What you need to do:
Below is some material; set it all down exactly, apart from the pictures.

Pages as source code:
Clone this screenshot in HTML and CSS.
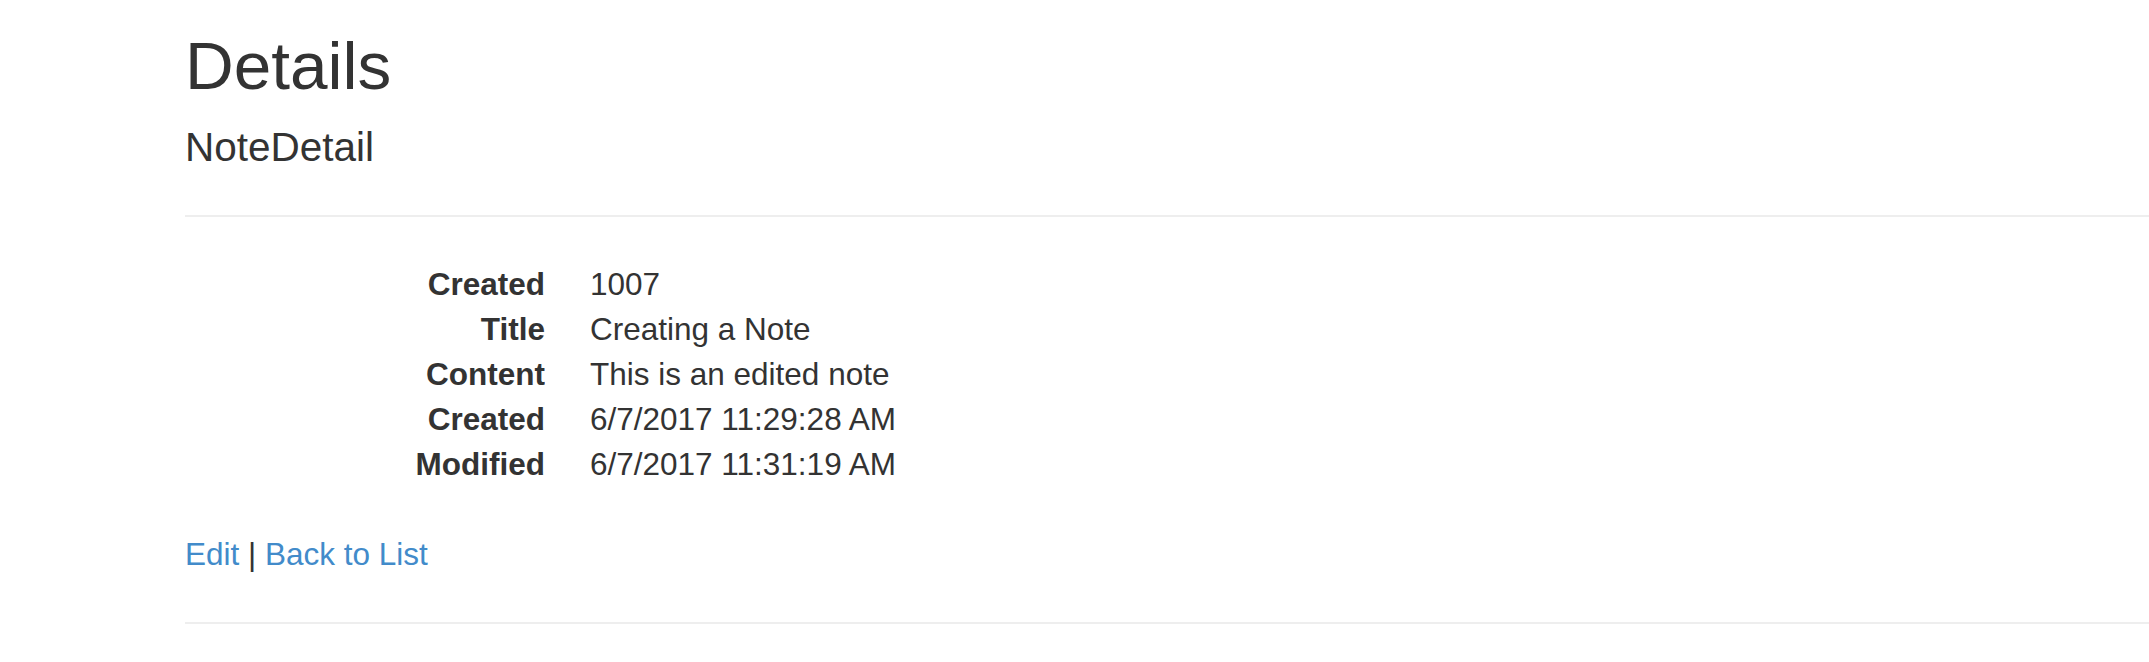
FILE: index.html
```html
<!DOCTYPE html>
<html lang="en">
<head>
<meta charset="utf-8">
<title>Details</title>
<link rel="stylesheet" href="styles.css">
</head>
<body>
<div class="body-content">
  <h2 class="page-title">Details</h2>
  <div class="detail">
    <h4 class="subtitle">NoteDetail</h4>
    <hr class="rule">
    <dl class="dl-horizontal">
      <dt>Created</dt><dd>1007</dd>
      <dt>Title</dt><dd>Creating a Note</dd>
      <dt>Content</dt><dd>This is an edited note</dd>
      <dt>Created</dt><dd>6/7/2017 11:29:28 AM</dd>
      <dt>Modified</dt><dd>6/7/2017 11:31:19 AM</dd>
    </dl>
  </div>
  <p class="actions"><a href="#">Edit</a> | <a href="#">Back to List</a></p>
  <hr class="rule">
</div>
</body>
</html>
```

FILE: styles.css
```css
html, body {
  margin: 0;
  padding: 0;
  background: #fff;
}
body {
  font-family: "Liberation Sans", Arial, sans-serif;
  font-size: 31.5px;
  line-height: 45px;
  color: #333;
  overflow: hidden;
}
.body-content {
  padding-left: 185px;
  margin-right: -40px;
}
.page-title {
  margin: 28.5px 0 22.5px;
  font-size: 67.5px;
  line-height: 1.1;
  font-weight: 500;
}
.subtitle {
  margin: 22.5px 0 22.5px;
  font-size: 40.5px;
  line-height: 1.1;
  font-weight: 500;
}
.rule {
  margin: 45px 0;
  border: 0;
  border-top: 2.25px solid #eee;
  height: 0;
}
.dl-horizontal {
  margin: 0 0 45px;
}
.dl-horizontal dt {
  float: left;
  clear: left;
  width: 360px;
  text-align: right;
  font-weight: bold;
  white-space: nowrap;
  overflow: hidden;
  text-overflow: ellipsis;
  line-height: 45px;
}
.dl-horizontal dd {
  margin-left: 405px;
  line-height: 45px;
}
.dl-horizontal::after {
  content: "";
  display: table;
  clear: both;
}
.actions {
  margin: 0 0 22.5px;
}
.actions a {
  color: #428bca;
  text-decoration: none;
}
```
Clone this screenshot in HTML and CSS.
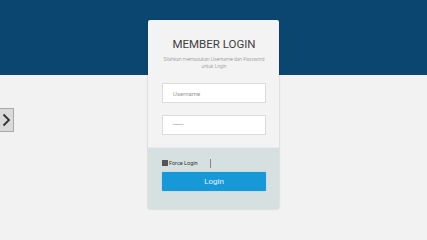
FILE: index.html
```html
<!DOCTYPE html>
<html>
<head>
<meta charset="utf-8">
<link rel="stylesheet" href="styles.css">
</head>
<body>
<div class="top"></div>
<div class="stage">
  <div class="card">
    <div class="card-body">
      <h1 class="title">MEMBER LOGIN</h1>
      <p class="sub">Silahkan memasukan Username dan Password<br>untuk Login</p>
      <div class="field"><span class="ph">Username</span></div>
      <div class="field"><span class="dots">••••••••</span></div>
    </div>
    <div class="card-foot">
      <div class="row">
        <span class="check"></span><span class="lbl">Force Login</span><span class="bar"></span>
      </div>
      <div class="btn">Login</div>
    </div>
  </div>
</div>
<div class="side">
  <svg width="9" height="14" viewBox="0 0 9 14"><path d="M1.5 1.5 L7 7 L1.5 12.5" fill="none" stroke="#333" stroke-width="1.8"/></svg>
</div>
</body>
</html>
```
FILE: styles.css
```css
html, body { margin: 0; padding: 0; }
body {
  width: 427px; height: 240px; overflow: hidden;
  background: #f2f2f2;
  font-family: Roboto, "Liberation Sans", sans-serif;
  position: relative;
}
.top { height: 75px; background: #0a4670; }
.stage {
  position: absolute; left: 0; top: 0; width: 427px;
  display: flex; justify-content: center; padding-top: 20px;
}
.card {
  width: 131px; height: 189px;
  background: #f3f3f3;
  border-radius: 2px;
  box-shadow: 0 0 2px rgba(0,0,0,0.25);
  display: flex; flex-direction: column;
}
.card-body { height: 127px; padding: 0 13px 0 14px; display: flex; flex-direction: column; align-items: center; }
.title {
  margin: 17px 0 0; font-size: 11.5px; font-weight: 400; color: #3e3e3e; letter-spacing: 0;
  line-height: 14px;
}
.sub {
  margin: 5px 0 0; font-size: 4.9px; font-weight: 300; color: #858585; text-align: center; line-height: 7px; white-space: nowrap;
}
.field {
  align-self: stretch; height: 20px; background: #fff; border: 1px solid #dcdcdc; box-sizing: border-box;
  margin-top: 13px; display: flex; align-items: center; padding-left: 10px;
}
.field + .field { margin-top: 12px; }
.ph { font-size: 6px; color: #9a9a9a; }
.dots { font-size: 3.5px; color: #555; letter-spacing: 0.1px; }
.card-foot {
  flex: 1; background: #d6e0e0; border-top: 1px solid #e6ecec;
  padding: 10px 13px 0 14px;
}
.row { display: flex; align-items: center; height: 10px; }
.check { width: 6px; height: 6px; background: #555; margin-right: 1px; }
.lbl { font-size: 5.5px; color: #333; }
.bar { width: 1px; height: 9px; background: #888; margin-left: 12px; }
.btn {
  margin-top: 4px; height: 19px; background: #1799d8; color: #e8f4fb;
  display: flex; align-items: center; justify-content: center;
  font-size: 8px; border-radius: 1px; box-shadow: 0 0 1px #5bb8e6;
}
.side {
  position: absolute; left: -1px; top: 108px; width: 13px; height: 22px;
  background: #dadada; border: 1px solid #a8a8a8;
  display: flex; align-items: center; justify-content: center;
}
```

Solution for this exercise:
Clone this screenshot in HTML and CSS.
FILE: index.html
```html
<!DOCTYPE html>
<html lang="en">
<head>
<meta charset="utf-8">
<title>Details</title>
<link rel="stylesheet" href="styles.css">
</head>
<body>
<div class="body-content">
  <h2 class="page-title">Details</h2>
  <div class="detail">
    <h4 class="subtitle">NoteDetail</h4>
    <hr class="rule">
    <dl class="dl-horizontal">
      <dt>Created</dt><dd>1007</dd>
      <dt>Title</dt><dd>Creating a Note</dd>
      <dt>Content</dt><dd>This is an edited note</dd>
      <dt>Created</dt><dd>6/7/2017 11:29:28 AM</dd>
      <dt>Modified</dt><dd>6/7/2017 11:31:19 AM</dd>
    </dl>
  </div>
  <p class="actions"><a href="#">Edit</a> | <a href="#">Back to List</a></p>
  <hr class="rule">
</div>
</body>
</html>
```

FILE: styles.css
```css
html, body {
  margin: 0;
  padding: 0;
  background: #fff;
}
body {
  font-family: "Liberation Sans", Arial, sans-serif;
  font-size: 31.5px;
  line-height: 45px;
  color: #333;
  overflow: hidden;
}
.body-content {
  padding-left: 185px;
  margin-right: -40px;
}
.page-title {
  margin: 28.5px 0 22.5px;
  font-size: 67.5px;
  line-height: 1.1;
  font-weight: 500;
}
.subtitle {
  margin: 22.5px 0 22.5px;
  font-size: 40.5px;
  line-height: 1.1;
  font-weight: 500;
}
.rule {
  margin: 45px 0;
  border: 0;
  border-top: 2.25px solid #eee;
  height: 0;
}
.dl-horizontal {
  margin: 0 0 45px;
}
.dl-horizontal dt {
  float: left;
  clear: left;
  width: 360px;
  text-align: right;
  font-weight: bold;
  white-space: nowrap;
  overflow: hidden;
  text-overflow: ellipsis;
  line-height: 45px;
}
.dl-horizontal dd {
  margin-left: 405px;
  line-height: 45px;
}
.dl-horizontal::after {
  content: "";
  display: table;
  clear: both;
}
.actions {
  margin: 0 0 22.5px;
}
.actions a {
  color: #428bca;
  text-decoration: none;
}
```
Clone this screenshot in HTML and CSS.
FILE: index.html
```html
<!DOCTYPE html>
<html>
<head>
<meta charset="utf-8">
<link rel="stylesheet" href="styles.css">
</head>
<body>
<div class="top"></div>
<div class="stage">
  <div class="card">
    <div class="card-body">
      <h1 class="title">MEMBER LOGIN</h1>
      <p class="sub">Silahkan memasukan Username dan Password<br>untuk Login</p>
      <div class="field"><span class="ph">Username</span></div>
      <div class="field"><span class="dots">••••••••</span></div>
    </div>
    <div class="card-foot">
      <div class="row">
        <span class="check"></span><span class="lbl">Force Login</span><span class="bar"></span>
      </div>
      <div class="btn">Login</div>
    </div>
  </div>
</div>
<div class="side">
  <svg width="9" height="14" viewBox="0 0 9 14"><path d="M1.5 1.5 L7 7 L1.5 12.5" fill="none" stroke="#333" stroke-width="1.8"/></svg>
</div>
</body>
</html>
```
FILE: styles.css
```css
html, body { margin: 0; padding: 0; }
body {
  width: 427px; height: 240px; overflow: hidden;
  background: #f2f2f2;
  font-family: Roboto, "Liberation Sans", sans-serif;
  position: relative;
}
.top { height: 75px; background: #0a4670; }
.stage {
  position: absolute; left: 0; top: 0; width: 427px;
  display: flex; justify-content: center; padding-top: 20px;
}
.card {
  width: 131px; height: 189px;
  background: #f3f3f3;
  border-radius: 2px;
  box-shadow: 0 0 2px rgba(0,0,0,0.25);
  display: flex; flex-direction: column;
}
.card-body { height: 127px; padding: 0 13px 0 14px; display: flex; flex-direction: column; align-items: center; }
.title {
  margin: 17px 0 0; font-size: 11.5px; font-weight: 400; color: #3e3e3e; letter-spacing: 0;
  line-height: 14px;
}
.sub {
  margin: 5px 0 0; font-size: 4.9px; font-weight: 300; color: #858585; text-align: center; line-height: 7px; white-space: nowrap;
}
.field {
  align-self: stretch; height: 20px; background: #fff; border: 1px solid #dcdcdc; box-sizing: border-box;
  margin-top: 13px; display: flex; align-items: center; padding-left: 10px;
}
.field + .field { margin-top: 12px; }
.ph { font-size: 6px; color: #9a9a9a; }
.dots { font-size: 3.5px; color: #555; letter-spacing: 0.1px; }
.card-foot {
  flex: 1; background: #d6e0e0; border-top: 1px solid #e6ecec;
  padding: 10px 13px 0 14px;
}
.row { display: flex; align-items: center; height: 10px; }
.check { width: 6px; height: 6px; background: #555; margin-right: 1px; }
.lbl { font-size: 5.5px; color: #333; }
.bar { width: 1px; height: 9px; background: #888; margin-left: 12px; }
.btn {
  margin-top: 4px; height: 19px; background: #1799d8; color: #e8f4fb;
  display: flex; align-items: center; justify-content: center;
  font-size: 8px; border-radius: 1px; box-shadow: 0 0 1px #5bb8e6;
}
.side {
  position: absolute; left: -1px; top: 108px; width: 13px; height: 22px;
  background: #dadada; border: 1px solid #a8a8a8;
  display: flex; align-items: center; justify-content: center;
}
```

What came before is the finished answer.